Using Digital Archives to Store and Create Knowledge About Colonial Print Cultures
Abstract
HARP 2009 – Toronto Using Digital Archives to Store and Create Knowledge About Colonial Print Cultures This paper describes a project that addresses problems in the reconstruction of print culture history in former exploitation colonies. Scholars and teachers in many new nations have limited access to key primary documents. Local archives are often non-existent, or poorly resourced. The best archives for colonial records are generally located so far away as to make study in them impossible to afford. This lack of access to historical records makes it difficult to understand the relationships between the colonial and independence eras.

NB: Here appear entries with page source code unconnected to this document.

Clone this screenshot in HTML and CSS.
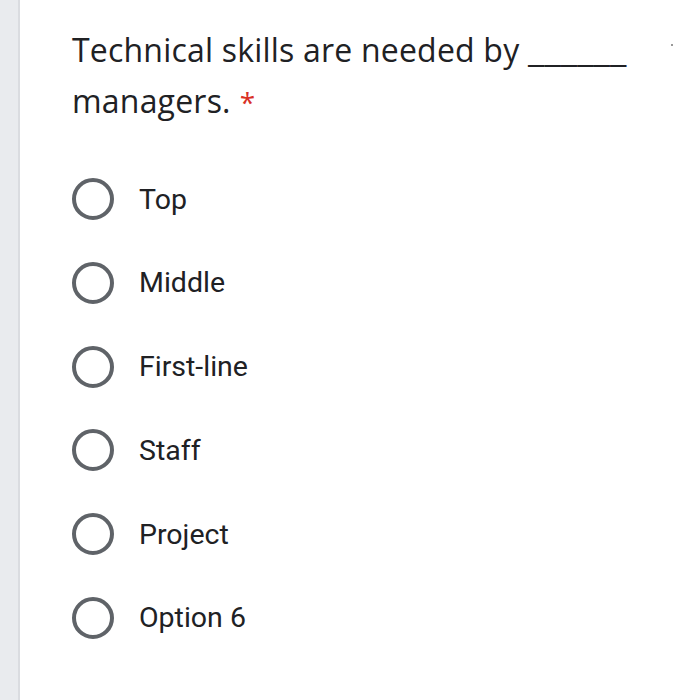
FILE: index.html
```html
<!DOCTYPE html>
<html>
<head>
<meta charset="utf-8">
<link rel="stylesheet" href="styles.css">
</head>
<body>
<div class="page">
  <div class="rail"></div>
  <div class="card">
    <div class="title">Technical skills are needed by <span class="blank">______</span> managers.<span class="req">*</span></div>
    <div class="options">
      <div class="opt"><span class="radio"></span><span class="label">Top</span></div>
      <div class="opt"><span class="radio"></span><span class="label">Middle</span></div>
      <div class="opt"><span class="radio"></span><span class="label">First-line</span></div>
      <div class="opt"><span class="radio"></span><span class="label">Staff</span></div>
      <div class="opt"><span class="radio"></span><span class="label">Project</span></div>
      <div class="opt"><span class="radio"></span><span class="label">Option 6</span></div>
    </div>
  </div>
  <span class="dot"></span>
</div>
</body>
</html>
```
FILE: styles.css
```css
html, body { margin: 0; padding: 0; background: #fff; }
.page {
  display: flex;
  width: 673px;
  height: 700px;
  position: relative;
  overflow: hidden;
}
.rail {
  width: 18px;
  flex: none;
  background: #e9ebee;
  border-right: 2px solid #dadce0;
}
.card {
  flex: 1;
  padding: 24px 0 0 52px;
}
.title {
  font-family: "Open Sans", sans-serif;
  font-size: 32px;
  line-height: 51px;
  color: #202124;
  width: 580px;
  letter-spacing: 0.2px;
}
.blank {
  display: inline-block;
  letter-spacing: 0;
  transform: scaleX(1.17);
  transform-origin: left center;
}
.req { color: #d93025; font-size: 28px; margin-left: 9px; }
.options {
  margin-top: 51px;
  display: flex;
  flex-direction: column;
  gap: 43.8px;
}
.opt {
  display: flex;
  align-items: center;
  gap: 25px;
  height: 40px;
}
.radio {
  width: 34px;
  height: 34px;
  border: 4px solid #5f6368;
  border-radius: 50%;
  flex: none;
}
.label {
  font-family: Roboto, sans-serif;
  font-size: 28.5px;
  color: #202124;
}
.dot {
  position: absolute;
  left: 671px;
  top: 44px;
  width: 2px;
  height: 2px;
  background: #999;
}
```
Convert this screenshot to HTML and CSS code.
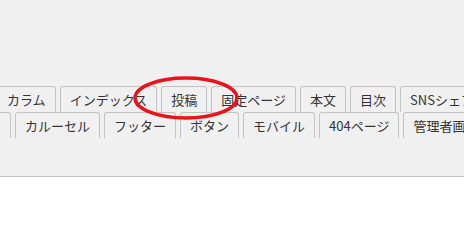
FILE: index.html
```html
<!DOCTYPE html>
<html>
  <head>
    <title>設定タブ</title>
    <link rel="stylesheet" href="styles.css">
  </head>
  <body>

    <div class="admin-head">
      <ul class="tabs first-row">
        <li class="tab">カラム</li>
        <li class="tab">インデックス</li>
        <li class="tab">投稿</li>
        <li class="tab">固定ページ</li>
        <li class="tab">本文</li>
        <li class="tab">目次</li>
        <li class="tab">SNSシェア</li>
      </ul>
      <ul class="tabs second-row">
        <li class="tab">ヘッダー</li>
        <li class="tab">カルーセル</li>
        <li class="tab">フッター</li>
        <li class="tab">ボタン</li>
        <li class="tab">モバイル</li>
        <li class="tab">404ページ</li>
        <li class="tab">管理者画面</li>
      </ul>

      <!-- red marker drawn around the 投稿 tab -->
      <svg class="marker" width="108" height="46" viewBox="0 0 108 46">
        <ellipse cx="54" cy="22" rx="51" ry="20" fill="none" stroke="#e8141a" stroke-width="3.5" />
      </svg>
    </div>

    <div class="content"></div>

  </body>
</html>
```

FILE: styles.css
```css
html {
  background-color: #ffffff;
}

body {
  margin: 0;
  overflow: hidden;
  font-family: "Noto Sans CJK JP", "Noto Sans", sans-serif;
  font-size: 13px;
  color: #333333;
}

.admin-head {
  position: relative;
  height: 177px;
  padding-top: 86px;
  box-sizing: border-box;
  background-color: #f0f0f0;
  border-bottom: 1px solid #c3c3c3;
}

.tabs {
  display: flex;
  gap: 4px;
  margin: 0;
  padding: 0;
  list-style: none;
  white-space: nowrap;
}

.first-row {
  margin-left: -3px;
}

.second-row {
  margin-left: -61px;
}

.tab {
  flex: none;
  padding: 0 9px;
  line-height: 25px;
  background-color: #f0f0f0;
  border: 1px solid #c3c3c3;
  border-bottom: 0;
  border-radius: 3px 3px 0 0;
}

.marker {
  position: absolute;
  left: 132px;
  top: 76px;
}

.content {
  height: 60px;
}
```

The problem is compounded by a corresponding lack of resources for the acquisition and study of printed texts produced after independence. As a means of trying to redress this situation in one nation, a consortium of archives, libraries and universities in Papua New Guinea, the United States, and Canada has established a website that is maintained by Athabasca University. The site houses thousands of pages of rare and out of print journals, literary anthologies, dissertations, reports, bibliographies and other documents for the study of colonial print culture in Papua New Guinea. The fully searchable site also contains interviews with writers and print culture sponsors from both the colonial and independence eras, conference papers, and essays outlining the establishment of print culture in the former colony. Through the auspices of AU Press, the site will also publish, with the University of Papua New Guinea, the nation's only literary journal and a series of "Working Papers" on contemporary print culture. As one librarian from Papua New Guinea has said: “We cannot afford to purchase or maintain collections of the books and journals we need to study our own literary history. But, on the days when the internet works, we can download what we need from the website.” The presentation will discuss how the website addresses issues of capacity. While digitizing such historical records serves a legitimate need, it also offers exciting possibilities for mapping and analyzing colonial networks of writers, educators, and publishers in a given print culture, and for searching across linked collections in order to understand regional print culture relations.